Kunti—bibi Kresna—menikah dengan
Pandu dari
kerajaan Kuru dan memiliki tiga putra. Beserta dua putra dari
Madri—istri kedua Pandu—kelima putra Pandu disebut
Pandawa. Maka dari itu Kresna memiliki hubungan keluarga dengan para Pandawa, dan memiliki hubungan yang istimewa dengan
Arjuna, salah satu Pandawa.
Sebelum berdirinya
kerajaan Dwaraka, kota
Mathura—kediaman keluarga Kresna (
Yadawa)—diserbu oleh
Jarasanda, Raja
Magadha
karena dendam pribadi. Penyerbuan tersebut berhasil diredam
berkali-kali, namun Jarasanda tidak menyerah. Kemudian Jarasanda dibantu
oleh
Kalayawana, yang memiliki dendam pribadi terhadap klan Yadawa. Persekutuan tersebut memaksa Kresna mengungsikan para
Yadawa ke suatu wilayah di India Barat yang menghadap
Laut Arab (pada masa sekarang disebut
Gujarat) dan mendirikan sebuah kerajaan di sana, bernama
kerajaan Dwaraka (secara
harfiah berarti "kota banyak gerbang").
[48] Setelah Dwaraka didirikan, Kresna mengalahkan
Kalayawana dengan suatu jebakan.
Kresna menikahi
Rukmini, putri dari
kerajaan Widarbha, dengan cara kawin lari. Di tempat lain,
Sisupala,
sepupu Kresna yang berencana melamar Rukmini menjadi kecewa setelah
mengetahui berita tersebut sehingga ia membenci Kresna. Dari
pernikahannya dengan Rukmini, Kresna memiliki putra bernama
Pradyumna.
Permata Syamantaka
Pada suatu ketika,
Satrajit, kerabat jauh Kresna menerima permata
Syamantaka dari
Dewa Surya. Kresna menyarankan agar permata itu diserahkan kepada
Ugrasena—raja kaum
Yadawa—namun Satrajit menolaknya.
Prasena,
saudara Satrajit membawa permata itu saat berburu dan tidak pernah
kembali lagi. Satrajit menuduh Kresna telah membunuh Prasena karena
menginginkan permata itu. Untuk membersihkan nama baiknya, Kresna
melacak jejak Prasena. Akhirnya ia mendapati bahwa Prasena telah dibunuh
seekor hewan buas, dan permata Syamantaka tidak ditemukan pada
jenazahnya. Ia mengikuti jejak hewan yang membunuh Prasena, hingga
mendapati bangkai seekor singa. Ia tidak menemukan permata Syamantaka
ada pada bangkai tersebut. Akhirnya ia mengikuti jejak pembunuh singa
tersebut, dan sampai di kediaman seekor beruang bernama
Jembawan. Di tempat tersebut ia mendapati bahwa permata Syamantaka tersimpan di sana.

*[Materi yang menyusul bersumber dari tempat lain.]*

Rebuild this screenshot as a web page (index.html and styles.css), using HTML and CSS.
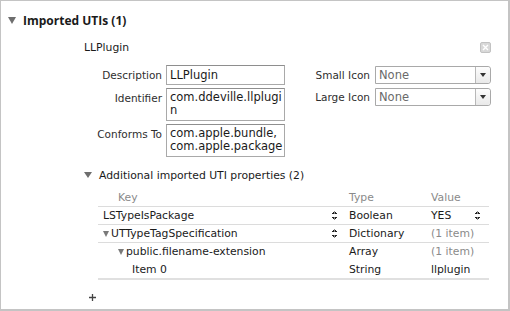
FILE: index.html
```html
<!DOCTYPE html>
<html lang="en">
<head>
    <meta charset="UTF-8">
    <title>Imported UTIs</title>
    <link rel="stylesheet" href="styles.css">
</head>
<body>
    <div class="panel">
        <div class="section-head">
            <span class="disclosure big"></span>
            <span class="section-title">Imported UTIs (1)</span>
        </div>

        <div class="uti">
            <div class="uti-title">
                <span>LLPlugin</span>
                <span class="btn-close">
                    <svg width="7" height="7" viewBox="0 0 7 7"><path d="M1 1L6 6M6 1L1 6" stroke="#fff" stroke-width="1.4"/></svg>
                </span>
            </div>

            <div class="uti-form">
                <div class="field-grid">
                    <label class="label">Description</label>
                    <div class="text-field">LLPlugin</div>
                    <label class="label">Identifier</label>
                    <div class="text-field tall">com.ddeville.llplugi<br>n</div>
                    <label class="label">Conforms To</label>
                    <div class="text-field tall">com.apple.bundle,<br>com.apple.package</div>
                </div>

                <div class="icon-grid">
                    <label class="label">Small Icon</label>
                    <div class="popup">
                        <span class="popup-value">None</span>
                        <span class="popup-arrow"></span>
                    </div>
                    <label class="label">Large Icon</label>
                    <div class="popup">
                        <span class="popup-value">None</span>
                        <span class="popup-arrow"></span>
                    </div>
                </div>
            </div>

            <div class="props-head">
                <span class="disclosure"></span>
                <span>Additional imported UTI properties (2)</span>
            </div>

            <div class="plist">
                <div class="plist-row plist-header">
                    <div class="col-key">Key</div>
                    <div class="col-type">Type</div>
                    <div class="col-value">Value</div>
                </div>
                <div class="plist-row">
                    <div class="col-key">LSTypeIsPackage<span class="stepper"></span></div>
                    <div class="col-type">Boolean</div>
                    <div class="col-value">YES<span class="stepper"></span></div>
                </div>
                <div class="plist-row">
                    <div class="col-key"><span class="disclosure small"></span>UTTypeTagSpecification<span class="stepper"></span></div>
                    <div class="col-type">Dictionary</div>
                    <div class="col-value muted">(1 item)</div>
                </div>
                <div class="plist-row no-line">
                    <div class="col-key indent-1"><span class="disclosure small"></span>public.filename-extension</div>
                    <div class="col-type">Array</div>
                    <div class="col-value muted">(1 item)</div>
                </div>
                <div class="plist-row last">
                    <div class="col-key indent-2">Item 0</div>
                    <div class="col-type">String</div>
                    <div class="col-value">llplugin</div>
                </div>
            </div>

            <div class="add-row">
                <svg width="7" height="7" viewBox="0 0 7 7"><path d="M3.5 0V7M0 3.5H7" stroke="#444" stroke-width="1.3"/></svg>
            </div>
        </div>
    </div>
</body>
</html>
```

FILE: styles.css
```css
:root {
    --border: #c4c4c4;
    --field-border: #a9a9a9;
    --text: #1a1a1a;
    --label: #2e2e2e;
    --muted: #8a8a8a;
    --triangle: #6e6e6e;
    --line: #dcdcdc;
}

*, *::before, *::after {
    box-sizing: border-box;
    margin: 0;
    padding: 0;
}

body {
    font-family: "DejaVu Sans", sans-serif;
    font-size: 10.5px;
    color: var(--text);
    background: #fff;
}

.panel {
    width: 510px;
    height: 311px;
    border: 1px solid var(--border);
    border-right-width: 2px;
    border-bottom-width: 2px;
    padding-top: 12px;
}

/* Disclosure triangles */
.disclosure {
    display: inline-block;
    width: 0;
    height: 0;
    border-left: 4px solid transparent;
    border-right: 4px solid transparent;
    border-top: 6px solid var(--triangle);
}
.disclosure.big {
    border-left-width: 4px;
    border-right-width: 4px;
    border-top-width: 7px;
}
.disclosure.small {
    border-left-width: 3.5px;
    border-right-width: 3.5px;
    border-top-width: 6px;
    margin-right: 2px;
    border-top-color: #7a7a7a;
}

.section-head {
    display: flex;
    align-items: center;
    gap: 7px;
    padding-left: 7px;
    height: 14px;
}
.section-title {
    font-family: "Open Sans", sans-serif;
    font-weight: bold;
    font-size: 12px;
}

.uti {
    margin-left: 83px;
    width: 408px;
}

.uti-title {
    display: flex;
    justify-content: space-between;
    align-items: center;
    margin-top: 13px;
    height: 14px;
    font-size: 10.8px;
}
.btn-close {
    width: 11px;
    height: 11px;
    border-radius: 2px;
    background: #d8d8d8;
    border: 1px solid #c2c2c2;
    display: flex;
    align-items: center;
    justify-content: center;
    margin-right: 1px;
}

.uti-form {
    display: flex;
    margin-top: 11px;
}

.field-grid {
    display: grid;
    grid-template-columns: 78px 119px;
    column-gap: 4px;
    row-gap: 3px;
    align-items: start;
}
.label {
    text-align: right;
    color: var(--label);
    padding-top: 4px;
}
.text-field {
    border: 1px solid var(--field-border);
    border-top-color: #8e8e8e;
    height: 20px;
    padding: 3px 3px 0;
    font-size: 11.5px;
    line-height: 13px;
    white-space: nowrap;
    overflow: hidden;
}
.text-field.tall {
    height: 33px;
    padding-top: 2px;
}

.icon-grid {
    display: grid;
    grid-template-columns: 64px 116px;
    column-gap: 5px;
    row-gap: 3px;
    margin-left: 21px;
    align-content: start;
}
.popup {
    display: flex;
    height: 18px;
    border: 1px solid var(--field-border);
    border-radius: 0 3px 3px 0;
    margin-top: 1px;
}
.popup-value {
    flex: 1;
    padding: 1px 3px 0;
    font-size: 11.5px;
    color: #6a6a6a;
    border-right: 1px solid #b8b8b8;
}
.popup-arrow {
    width: 14px;
    background: linear-gradient(#fdfdfd, #e9e9e9);
    border-radius: 0 3px 3px 0;
    position: relative;
}
.popup-arrow::after {
    content: "";
    position: absolute;
    left: 4px;
    top: 6px;
    border-left: 3px solid transparent;
    border-right: 3px solid transparent;
    border-top: 4px solid #333;
}

.props-head {
    display: flex;
    align-items: center;
    gap: 7px;
    margin-top: 11px;
    height: 14px;
    font-size: 10.8px;
}

/* Property list table */
.plist {
    margin-top: 6px;
    margin-left: 14px;
    width: 391px;
}
.plist-row {
    display: flex;
    height: 18px;
    align-items: center;
    border-bottom: 1px solid var(--line);
    font-size: 10.8px;
}
.plist-row.no-line {
    border-bottom-color: transparent;
}
.plist-row.last {
    height: 19px;
    border-bottom: 2px solid #e0e0e0;
}
.plist-header {
    color: var(--muted);
    height: 19px;
}
.col-key {
    width: 251px;
    padding-left: 5px;
    display: flex;
    align-items: center;
}
.plist-header .col-key {
    padding-left: 20px;
}
.col-key.indent-1 {
    padding-left: 20px;
}
.col-key.indent-2 {
    padding-left: 34px;
}
.col-type {
    width: 82px;
}
.col-value {
    flex: 1;
    display: flex;
    align-items: center;
}
.muted {
    color: var(--muted);
}

.stepper {
    margin-left: auto;
    margin-right: 12px;
    width: 5px;
    height: 9px;
    background:
        linear-gradient(to bottom right, transparent 50%, #222 50%) 0 0 / 2.5px 3px no-repeat,
        linear-gradient(to bottom left, transparent 50%, #222 50%) 2.5px 0 / 2.5px 3px no-repeat,
        linear-gradient(to top right, transparent 50%, #222 50%) 0 6px / 2.5px 3px no-repeat,
        linear-gradient(to top left, transparent 50%, #222 50%) 2.5px 6px / 2.5px 3px no-repeat;
}
.col-value .stepper {
    margin-right: 9px;
}

.add-row {
    margin-top: 14px;
    margin-left: 5px;
    height: 7px;
    display: flex;
}
```
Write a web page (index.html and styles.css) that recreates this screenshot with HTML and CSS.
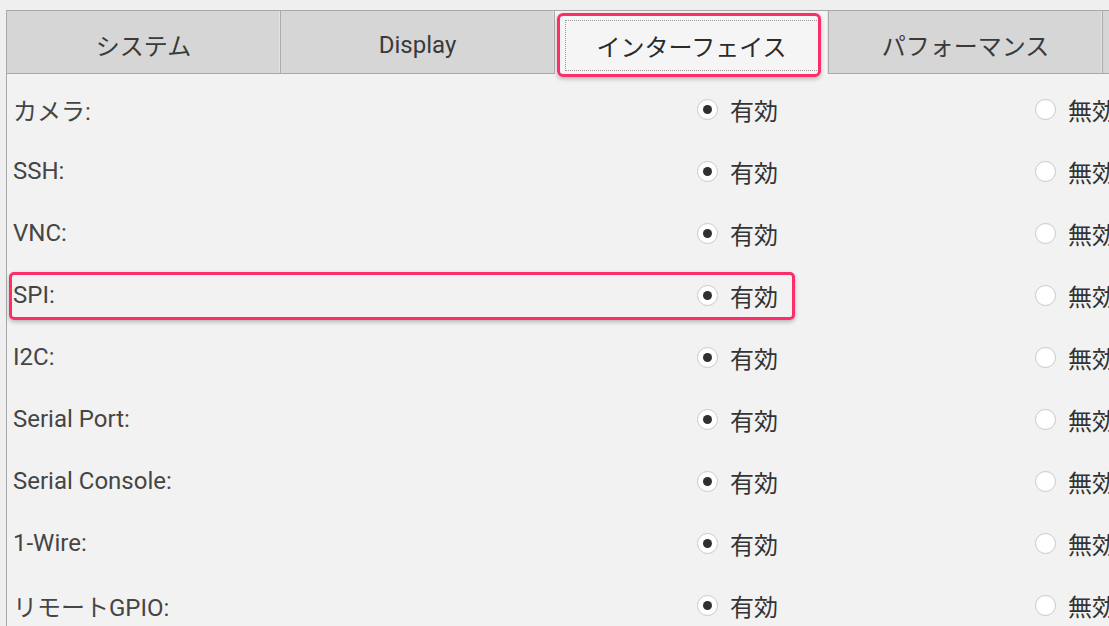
FILE: index.html
```html
<!DOCTYPE html>
<html lang="ja">
<head>
  <meta charset="UTF-8">
  <title>Raspberry Pi の設定</title>
  <link rel="stylesheet" href="styles.css">
</head>
<body>

<div class="window">
  <div class="tabs">
    <div class="tab">システム</div>
    <div class="tab">Display</div>
    <div class="tab active">
      <span class="focus">インターフェイス</span>
      <span class="mark mark-tab"></span>
    </div>
    <div class="tab">パフォーマンス</div>
    <div class="tab">ローカライゼーション</div>
  </div>

  <div class="panel">
    <div class="row">
      <span class="label">カメラ:</span>
      <label class="opt"><input type="radio" name="camera" checked> 有効</label>
      <label class="opt"><input type="radio" name="camera"> 無効</label>
    </div>
    <div class="row">
      <span class="label">SSH:</span>
      <label class="opt"><input type="radio" name="ssh" checked> 有効</label>
      <label class="opt"><input type="radio" name="ssh"> 無効</label>
    </div>
    <div class="row">
      <span class="label">VNC:</span>
      <label class="opt"><input type="radio" name="vnc" checked> 有効</label>
      <label class="opt"><input type="radio" name="vnc"> 無効</label>
    </div>
    <div class="row">
      <span class="label">SPI:</span>
      <label class="opt"><input type="radio" name="spi" checked> 有効</label>
      <label class="opt"><input type="radio" name="spi"> 無効</label>
      <span class="mark mark-row"></span>
    </div>
    <div class="row">
      <span class="label">I2C:</span>
      <label class="opt"><input type="radio" name="i2c" checked> 有効</label>
      <label class="opt"><input type="radio" name="i2c"> 無効</label>
    </div>
    <div class="row">
      <span class="label">Serial Port:</span>
      <label class="opt"><input type="radio" name="serial" checked> 有効</label>
      <label class="opt"><input type="radio" name="serial"> 無効</label>
    </div>
    <div class="row">
      <span class="label">Serial Console:</span>
      <label class="opt"><input type="radio" name="console" checked> 有効</label>
      <label class="opt"><input type="radio" name="console"> 無効</label>
    </div>
    <div class="row">
      <span class="label">1-Wire:</span>
      <label class="opt"><input type="radio" name="onewire" checked> 有効</label>
      <label class="opt"><input type="radio" name="onewire"> 無効</label>
    </div>
    <div class="row">
      <span class="label">リモートGPIO:</span>
      <label class="opt"><input type="radio" name="gpio" checked> 有効</label>
      <label class="opt"><input type="radio" name="gpio"> 無効</label>
    </div>
  </div>
</div>

</body>
</html>
```

FILE: styles.css
```css
html, body { margin: 0; height: 100%; overflow: hidden; }
body {
  background: #efefef;
  font-family: Roboto, "Noto Sans CJK JP", sans-serif;
  font-size: 24px;
  color: #333;
}
.window {
  margin: 10px 0 0 6px;
  border-left: 1px solid #a9a9a9;
  width: 1300px;
  background: #f2f2f2;
  height: 700px;
}

/* tab strip */
.tabs {
  display: flex;
  border-top: 1px solid #a9a9a9;
  border-bottom: 1px solid #a9a9a9;
  background: #d6d6d6;
  height: 62px;
}
.tab {
  flex: 0 0 273px;
  border-right: 1px solid #ababab;
  box-shadow: inset -1px 0 0 #e2e2e2;
  display: flex;
  align-items: center;
  justify-content: center;
  padding-top: 5px;
  color: #3a3a3a;
  white-space: nowrap;
  overflow: hidden;
  position: relative;
}
.tab.active {
  background: #f5f5f5;
  margin-bottom: -1px;
  padding-top: 0;
  overflow: visible;
  z-index: 1;
}
.focus {
  display: flex;
  align-items: center;
  justify-content: center;
  width: 252px;
  height: 49px;
  border: 1px dotted #9a9a9a;
  margin-top: 6px;
  color: #2b2b2b;
}

/* annotation marks */
.mark {
  position: absolute;
  border: 3px solid #fb2e6a;
  border-radius: 6px;
  box-shadow: 0 2px 4px rgba(0, 0, 0, 0.25);
  pointer-events: none;
  z-index: 2;
}
.mark-tab { left: 2px; top: 2px; width: 258px; height: 58px; }
.mark-row { left: -4px; top: 8px; width: 780px; height: 42px; border-radius: 5px; }

/* interface rows */
.panel { padding: 4px 0 0 6px; }
.row {
  position: relative;
  display: grid;
  grid-template-columns: 684px 338px 1fr;
  align-items: center;
  height: 62px;
}
.label { color: #454545; }
.opt {
  display: flex;
  align-items: center;
  gap: 12px;
  color: #333;
  white-space: nowrap;
}
.opt input {
  appearance: none;
  -webkit-appearance: none;
  margin: 0;
  width: 21px;
  height: 21px;
  border-radius: 50%;
  border: 1px solid #c9c9c9;
  background: #fff;
  display: grid;
  place-content: center;
}
.opt input:checked::before {
  content: "";
  width: 9px;
  height: 9px;
  border-radius: 50%;
  background: #303030;
}
```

Kresna meminta Jembawan menyerahkan permata Syamantaka, namun
permintaannya ditolak sehingga mereka berkelahi. Setelah Jembawan
menyadari siapa sesungguhnya Kresna, ia menyerah dan menjelaskan bahwa
ia mendapatkan permata itu dari seekor singa. Ia pun menyerahkan permata
Syamantaka beserta putrinya yang bernama
Jambawati
untuk dinikahi Kresna. Setelah Kresna kembali dari penyelidikannya, dan
menyerahkan Syamantaka kepada Satrajit, maka Satrajit merasa malu
karena sudah berprasangka buruk terhadap Kresna. Untuk memperbaiki
hubungan di antara mereka, ia menikahkan putrinya yang bernama
Satyabama kepada Kresna.
Para istri Kresna
Dalam kitab
Bhagawatapurana diceritakan bahwa
Narakasura dari
kerajaan Pragjyotisha mengalahkan
Indra,
pemimpin para dewa. Indra mengadukan hal tersebut kepada Kresna
sehingga Kresna menyerbu Pragjyotisha dengan angkatan perangnya. Kresna
berhasil mengalahkan Narakasura dan membebaskan 16.100 putri yang
ditawan oleh Narakasura. Menurut kitab
Bhagawatapurana, Kresna menikahi 16.108 putri,
dan delapan di antaranya adalah yang terkemuka dan disebut dengan istilah
Ashta Bharya — yaitu
Rukmini,
Satyabama,
Jambawati, Kalindi, Mitrawrinda, Nagnajiti, Badra dan Laksana. Kresna menikahi 16.100 putri lainnya, yang merupakan tawanan
raksasa Narakasura,
untuk mengembalikan kehormatan mereka. Kresna berjasa karena membunuh
raksasa tersebut dan membebaskan mereka. Menurut adat sosial yang ketat
pada masa itu, seluruh wanita tawanan memiliki martabat rendah, dan
tidak memungkinkan untuk menikah, karena mereka di bawah kendali
Narakasura. Akan tetapi Kresna menikahi mereka untuk mengembalikan
status mereka di masyarakat. Pernikahan dengan 16.100 putri tawanan
tersebut kurang lebih merupakan rehabilitasi wanita massal. Dalam tradisi
Waisnawa, dipercaya bahwa para istri Kresna merupakan manifestasi Dewi
Laksmi—pasangan Dewa
Wisnu—atau merupakan
jiwa istimewa yang melewati kualifikasi setelah menghabiskan banyak masa hidup dalam
tapasya, sedangkan Satyabama, merupakan ekspansi dari
Radha.
Upacara Rajasuya
Kresna memenggal
Sisupala dengan cakranya saat upacara
Rajasuya diselenggarakan oleh
Yudistira. Lukisan karya Jnananjana Dasa.
Dalam kitab
Mahabharata,
Yudistira, sepupu Kresna dari
kerajaan Kuru ingin mengadakan upacara
Rajasuya. Atas saran Kresna, ia mengerahkan saudara-saudaranya (para
Pandawa) untuk menaklukkan para raja di
Bharatawarsha (
India). Di antara para raja, yang sulit ditaklukkan adalah
Jarasanda, raja
Magadha.
Bima—salah satu Pandawa—menantangnya untuk bertarung dengan
gada.
Mereka bertarung selama 27 hari. Setiap kali matahari terbenam, mereka
beristirahat untuk melanjutkan pertarungan di hari berikutnya. Jarasanda
sulit dibunuh. Pada hari ke-28, atas petunjuk Kresna, Bima membelah
tubuh Jarasanda menjadi dua bagian (kanan-kiri), dan melemparkannya ke
arah berlawanan. Dengan demikian, Jarasanda dapat dibunuh.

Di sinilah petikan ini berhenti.